In many ways even better than S01, the show visibly struggled w/ the extended
season order (10 eps vs. S01's 6), & it was interesting (& thematically
appropriate) if a bit awkward to watch the show flounder a bit w/ having more
time & room to breathe. But when it finally settled into itself &
learned to use that additional narrative space Rectify was as
transcendent an experience of television as it’s ever been. i was initially
relieved that Sundance TV ordered 6 eps instead of 10 for the S03, but now w/
distance i kinda regret the show surrendering that space.
2. Babylon.
This show has all the depth & dimensionality the lack of which your average
so-called ‘prestige’ TV show tries to conceal w/ grimdark pretension but none
of the latter, replacing that now cliché grimdark with the more naturally
propulsive energy of its frequently hilarious Ianucciesque black humor. The
show’s simmering energy mounts to & foments in a suitably
tense-yet-restrained climax in the final ep, culminating in a perfectly judged
(if somewhat predictable, but in a way that to this viewer at least led to
pumping fists in the air rather than rolling eyeballs) final shot of Brit
Marling. i probably say this enough to render it meaningless, but in this case
i stick by it & Really Mean It This Time: Not since Terriers have i seen
such a perfectly crafted single series/season of TV. On some level Babylon presents
itself as a culture war in a bottle a la Manhattan &, say, Mad
Men – the middle section in particular leans heavily on the show being
ostensibly about women rising through/subverting the world of men – but then
transcends its own topicality to be a Story About People &, despite being
essentially satirical, not representatives/symbols of/stand-ins for ideas. i’d
reserve the word ‘sublime’ for something like Rectify, but for what
it is – i.e. a grittily human satire – Babylon comes pretty
darned close.
1. Selfie.
A whole different set of superlatives than any other show on this list. Offbeat
& subversive but in ways that also manage to be entertaining & fun in
familiar conventional ways. That doesn’t sound like a recommendation, certainly
not a statement that would reasonably put it critically speaking over the likes
of Babylon or Manhattan as i’ve done here,
but when you see it you’re either on board or you’re not. It isn’t
unproblematic, but it grows meaningfully against (if not completely out of)

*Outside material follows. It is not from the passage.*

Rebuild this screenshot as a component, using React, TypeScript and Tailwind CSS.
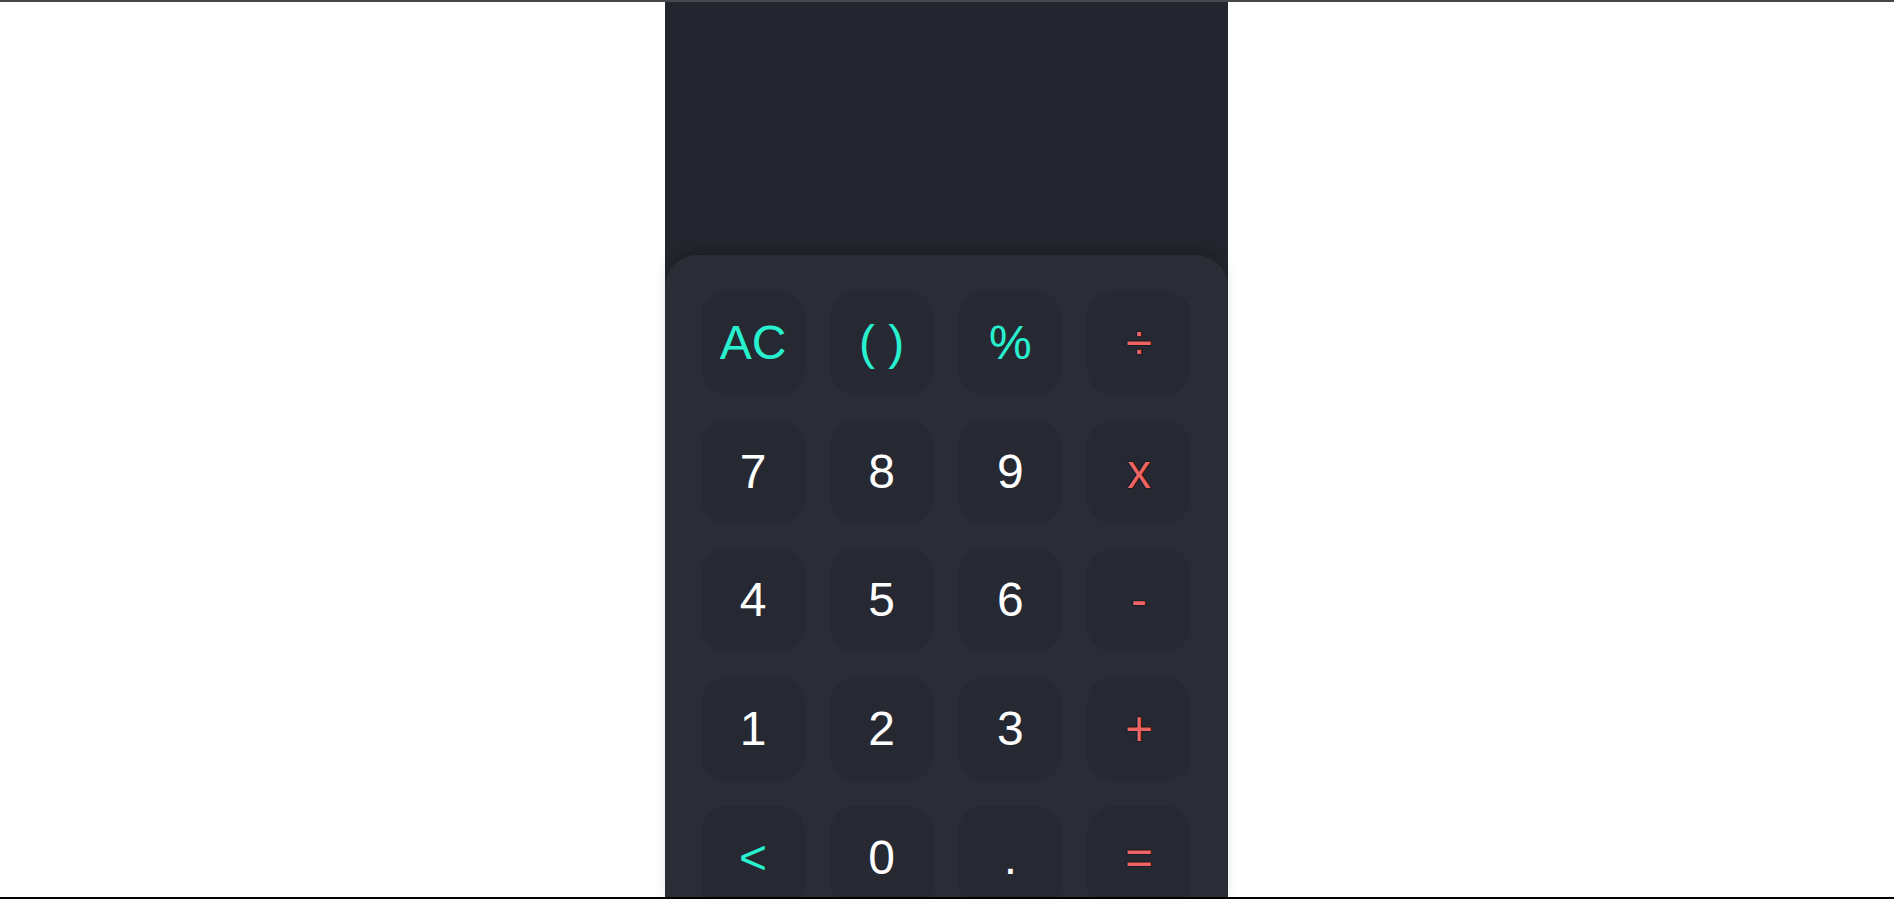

those problems & is in any case elevated by exceptional performances from
all the leads (Karen Gillan & John Cho, of course – whose fiery chemistry
surpasses to my mind the high watermark of Maddy & David – though i’d call
David Harewood the show’s MVP) & a solid supporting cast – all of whom are,
i should add, treated w/ unusual for TV Land kindness by the show. The
mere fact of the show’s joyous (rather than, say, Broad City’s
kinda snarky) lack of cynicism allows it stand above (albeit mounted on the
least impressive white horse of the stable) the densely populated backdrop of
TV Land. Also, Henry’s ‘Next time, I’ll be ready,’ in context is the single
most perfect final final line spoken to end a TV show this year – w/c, as Brandon
Nowalk over at the AVClub put it, is ‘beautiful and textured and harks back
to all the tomorrow endings like Calvin & Hobbes (“Lets go exploring”)’.

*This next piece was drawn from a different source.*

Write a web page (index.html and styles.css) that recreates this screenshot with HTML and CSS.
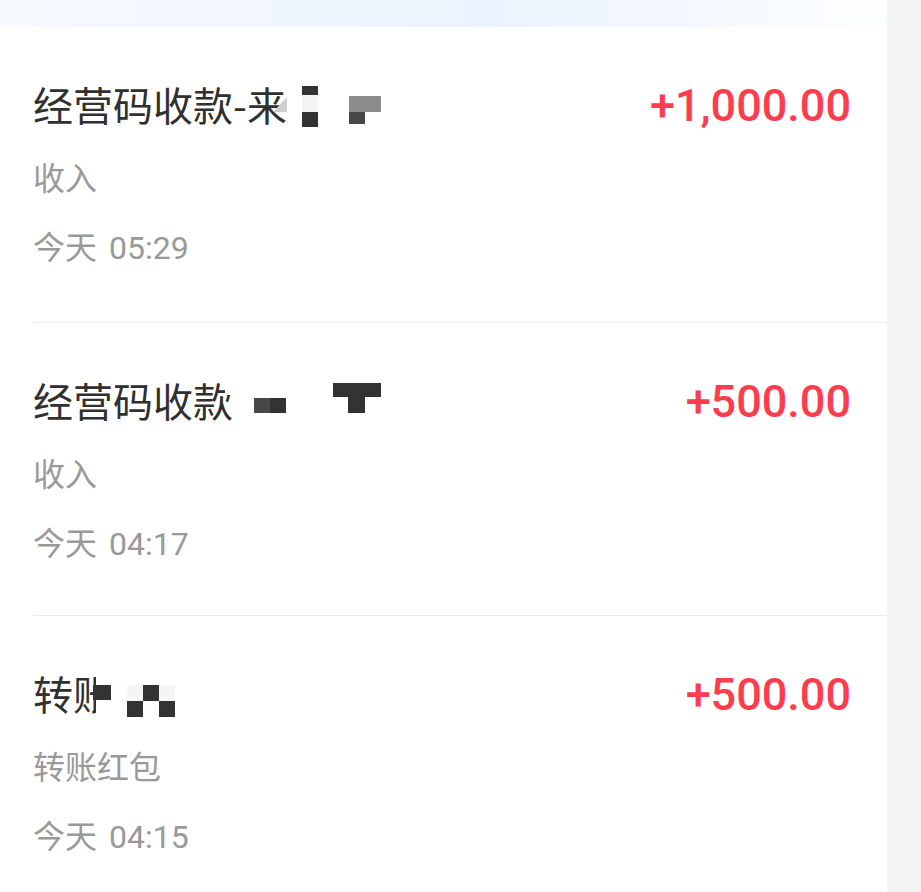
FILE: index.html
```html
<!DOCTYPE html>
<html lang="zh-CN">
<head>
    <meta charset="UTF-8">
    <meta name="viewport" content="width=device-width, initial-scale=1.0">
    <title>账单</title>
    <link rel="stylesheet" href="styles.css">
</head>
<body>
    <div class="page">
        <div class="top-band"></div>

        <ul class="bill-list">
            <li class="bill">
                <div class="bill-head">
                    <div class="bill-title">
                        经营码收款-来
                        <!-- 打码 -->
                        <span class="mosaic tri" style="left: 240px; top: 17px; width: 14px; height: 15px;"></span>
                        <span class="mosaic dark" style="left: 269px; top: 6px; width: 16px; height: 9px;"></span>
                        <span class="mosaic light" style="left: 269px; top: 15px; width: 16px; height: 17px;"></span>
                        <span class="mosaic dark" style="left: 269px; top: 32px; width: 16px; height: 15px;"></span>
                        <span class="mosaic gray" style="left: 316px; top: 16px; width: 32px; height: 16px;"></span>
                        <span class="mosaic mid" style="left: 316px; top: 32px; width: 16px; height: 12px;"></span>
                    </div>
                    <div class="bill-amount">+1,000.00</div>
                </div>
                <div class="bill-type">收入</div>
                <div class="bill-time">今天 05:29</div>
            </li>

            <li class="bill">
                <div class="bill-head">
                    <div class="bill-title">
                        经营码收款
                        <span class="mosaic white" style="left: 192px; top: 7px; width: 12px; height: 12px;"></span>
                        <span class="mosaic mid" style="left: 221px; top: 22px; width: 16px; height: 15px;"></span>
                        <span class="mosaic dark" style="left: 237px; top: 22px; width: 16px; height: 15px;"></span>
                        <span class="mosaic dark" style="left: 300px; top: 7px; width: 48px; height: 14px;"></span>
                        <span class="mosaic dark" style="left: 315px; top: 21px; width: 17px; height: 16px;"></span>
                    </div>
                    <div class="bill-amount">+500.00</div>
                </div>
                <div class="bill-type">收入</div>
                <div class="bill-time">今天 04:17</div>
            </li>

            <li class="bill">
                <div class="bill-head">
                    <div class="bill-title">
                        转账
                        <span class="mosaic white" style="left: 63px; top: 0; width: 40px; height: 48px;"></span>
                        <span class="mosaic dark" style="left: 60px; top: 16px; width: 18px; height: 15px;"></span>
                        <span class="mosaic light" style="left: 94px; top: 16px; width: 16px; height: 16px;"></span>
                        <span class="mosaic dark" style="left: 110px; top: 16px; width: 16px; height: 16px;"></span>
                        <span class="mosaic light" style="left: 126px; top: 16px; width: 16px; height: 16px;"></span>
                        <span class="mosaic dark" style="left: 94px; top: 32px; width: 16px; height: 16px;"></span>
                        <span class="mosaic dark" style="left: 126px; top: 32px; width: 16px; height: 16px;"></span>
                    </div>
                    <div class="bill-amount">+500.00</div>
                </div>
                <div class="bill-type">转账红包</div>
                <div class="bill-time">今天 04:15</div>
            </li>
        </ul>
    </div>
    <div class="side-strip"></div>
</body>
</html>
```

FILE: styles.css
```css
body {
    margin: 0;
    padding: 0;
    display: flex;
    height: 100vh;
    overflow: hidden;
    background-color: #f4f4f4;
    font-family: Roboto, "Noto Sans CJK SC", sans-serif;
}

.page {
    width: 887px;
    background-color: #fff;
}

.side-strip {
    flex: 1;
    background-color: #f4f4f4;
}

.top-band {
    height: 27px;
    background: linear-gradient(90deg, #f7faff 0%, #ebf3fe 55%, #fdfeff 100%);
}

.bill-list {
    list-style: none;
    margin: 0;
    padding: 0;
}

.bill {
    margin-left: 33px;
    padding: 53px 36px 51px 0;
    border-bottom: 1px solid #ebebeb;
}

.bill:first-child {
    padding-bottom: 54px;
}

.bill-head {
    display: flex;
    justify-content: space-between;
    align-items: baseline;
}

.bill-title {
    position: relative;
    font-family: "Noto Sans CJK SC", sans-serif;
    font-size: 40px;
    line-height: 48px;
    color: #303030;
}

.bill-amount {
    font-family: Roboto, sans-serif;
    font-weight: 500;
    font-size: 45px;
    line-height: 48px;
    color: #fd3c4e;
}

.bill-type {
    margin-top: 26px;
    font-family: "Noto Sans CJK SC", sans-serif;
    font-size: 32px;
    line-height: 40px;
    color: #999;
}

.bill-time {
    margin-top: 32px;
    font-size: 32px;
    line-height: 40px;
    word-spacing: 4px;
    color: #999;
}

/* 打码块 */
.mosaic {
    position: absolute;
}

.mosaic.dark {
    background-color: #333;
}

.mosaic.mid {
    background-color: #484848;
}

.mosaic.gray {
    background-color: #8c8c8c;
}

.mosaic.light {
    background-color: #f5f5f5;
}

.mosaic.white {
    background-color: #fff;
}

.mosaic.tri {
    background-color: #cfcfcf;
    clip-path: polygon(100% 0, 100% 100%, 0 100%);
}
```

i’m all for some network nutting up to #saveSelfie, but the unintended finale
managed to be a pretty perfect cap to the respective journeys of Eliza Dooley
& Henry Higgs. Whether or not it is somehow resurrected a la Community,
the 13 episodes of the show's aborted S01 (or at least the latter 10 episodes,
the 1st 3 encapsulating the show's most problematic aspects, albeit in a fun
& interesting way) deserve to be remembered & rewatched & loved as
obsessively as the likes of Moonlighting, M*A*S*H, Seinfeld, & Friends.
Honorable mentions:
The Frye &
Mendez Show. i need to
catch up on FX’s version of The Bridge, but the only reason i feel
compelled to do so at all are the characters played by Matthew Lillard &
Emily Rios. i don’t even really care what they’re doing on the show, they’re
just a pleasure to watch together. Sadly, the show itself seems to have lost -
among other things - the sense of place that more than justified the S01’s
existence as an import remake, losing itself in standard ‘prestige drama’

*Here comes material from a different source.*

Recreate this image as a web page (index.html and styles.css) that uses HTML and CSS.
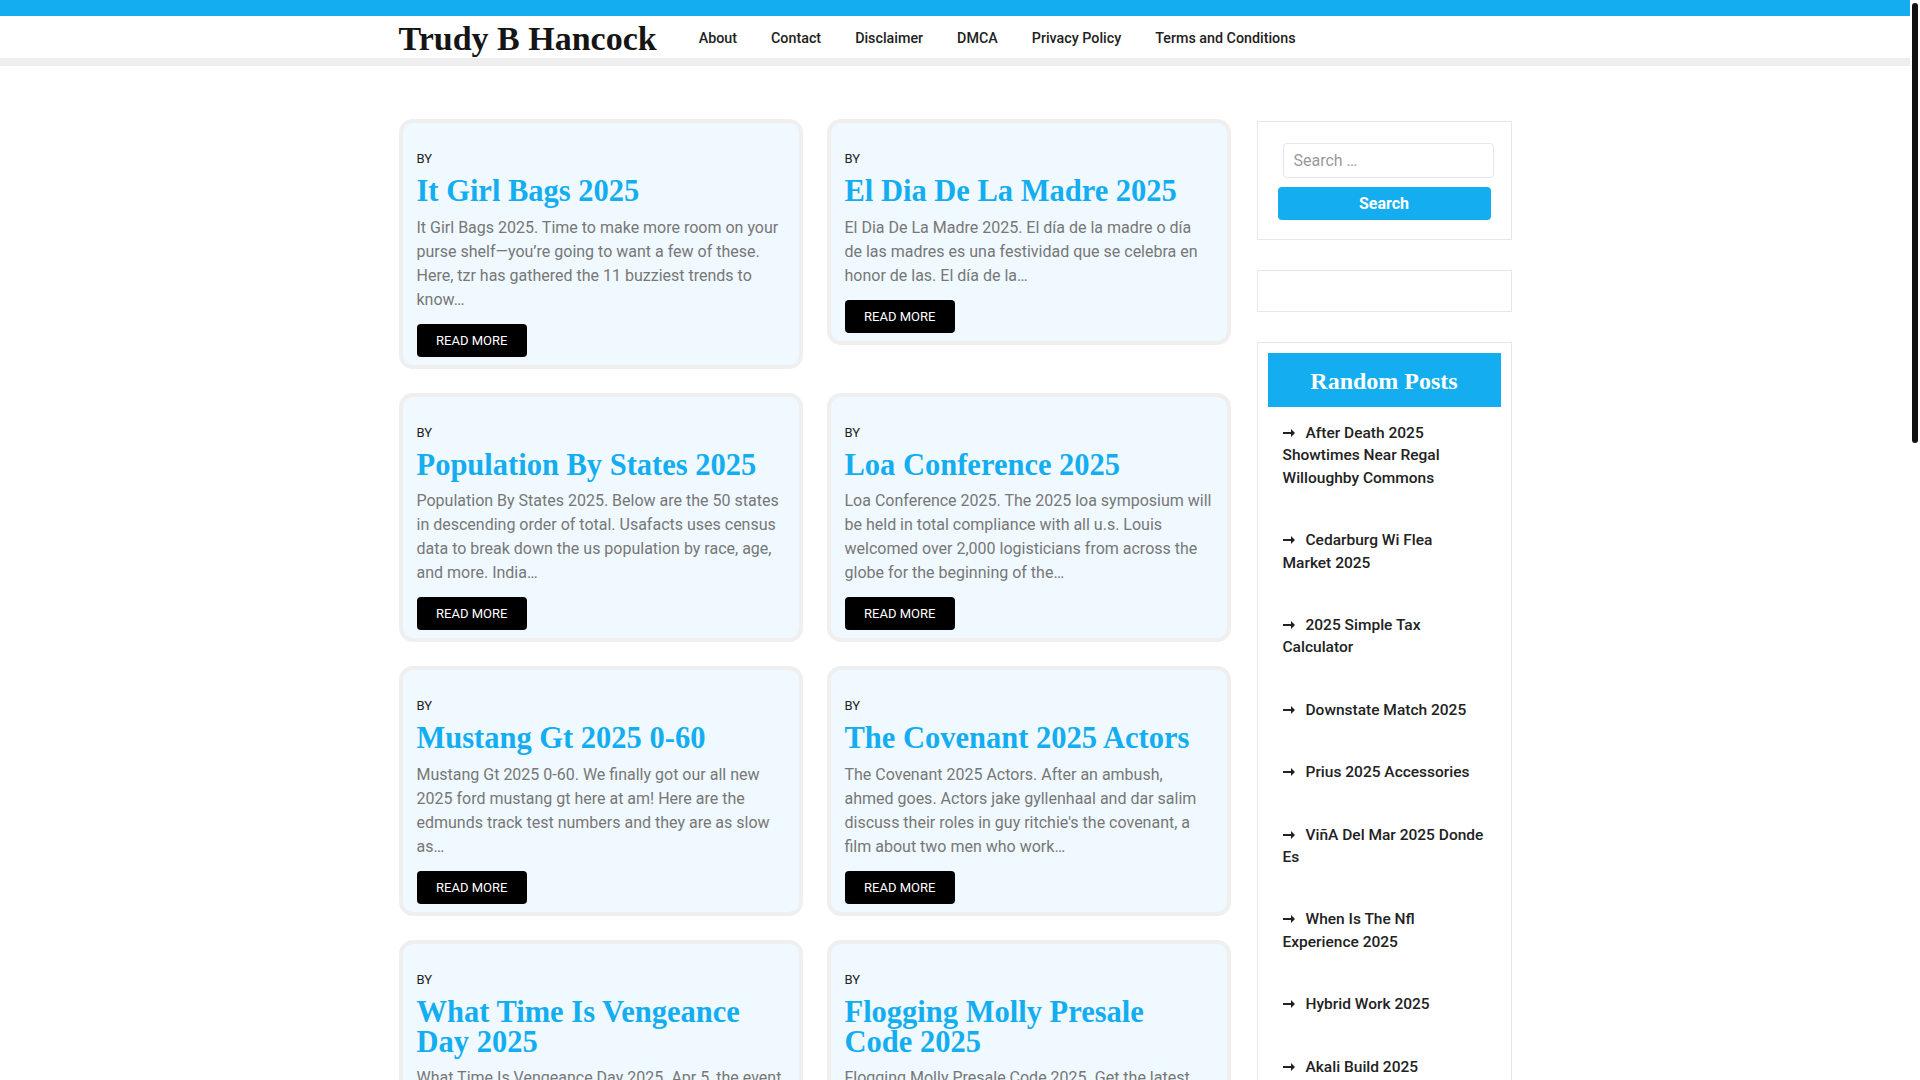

ultraviolent grimdark plottiness.
Utopia. W/ S01, Utopia proved a
worthy replacement for UK’s Channel 4’s Misfits, captializing on
the relatively newfound ‘legitimacy’ of comic books to craft both a mystery
plot & a visual aesthetic around a graphic novel serving as metaphor for
the shifting realities experienced by the show’s protagonists (& by
extension the viewers) w/o recourse to alternate worlds/magic – somewhat
comparable to the reality shift presented in China Mieville’s The City
& the City. But unlike Misfits, Utopia was
a serious show that was every bit as heavily reliant on a striking visual
aesthetic as - but that was, in its reliance on benign colors & images,
even more unusual than - Hannibal. Sadly, despite a brilliant
flashback 1st ep (& i’m no fan of flashback eps) that again mined pop
culture but this time to jettison the now obsolete (so the plot) comic book
aesthetic in favor of that of 70s political/conspiracy thriller, S02 failed to
transcend its adopted pop culture visual mode the way S01 did. The rest of S02
looked like S01 w/ the edges shorn off but told a standard (if ultraviolent)
political/conspiracy thriller albeit w/ a topical environmental
humanist-vs-antihumanist message.
Ascension. Remarkable for being SyFy’s most
convincing attempt to date to create a good SF TV show, but otherwise not
really that convincing as far as such attempts go.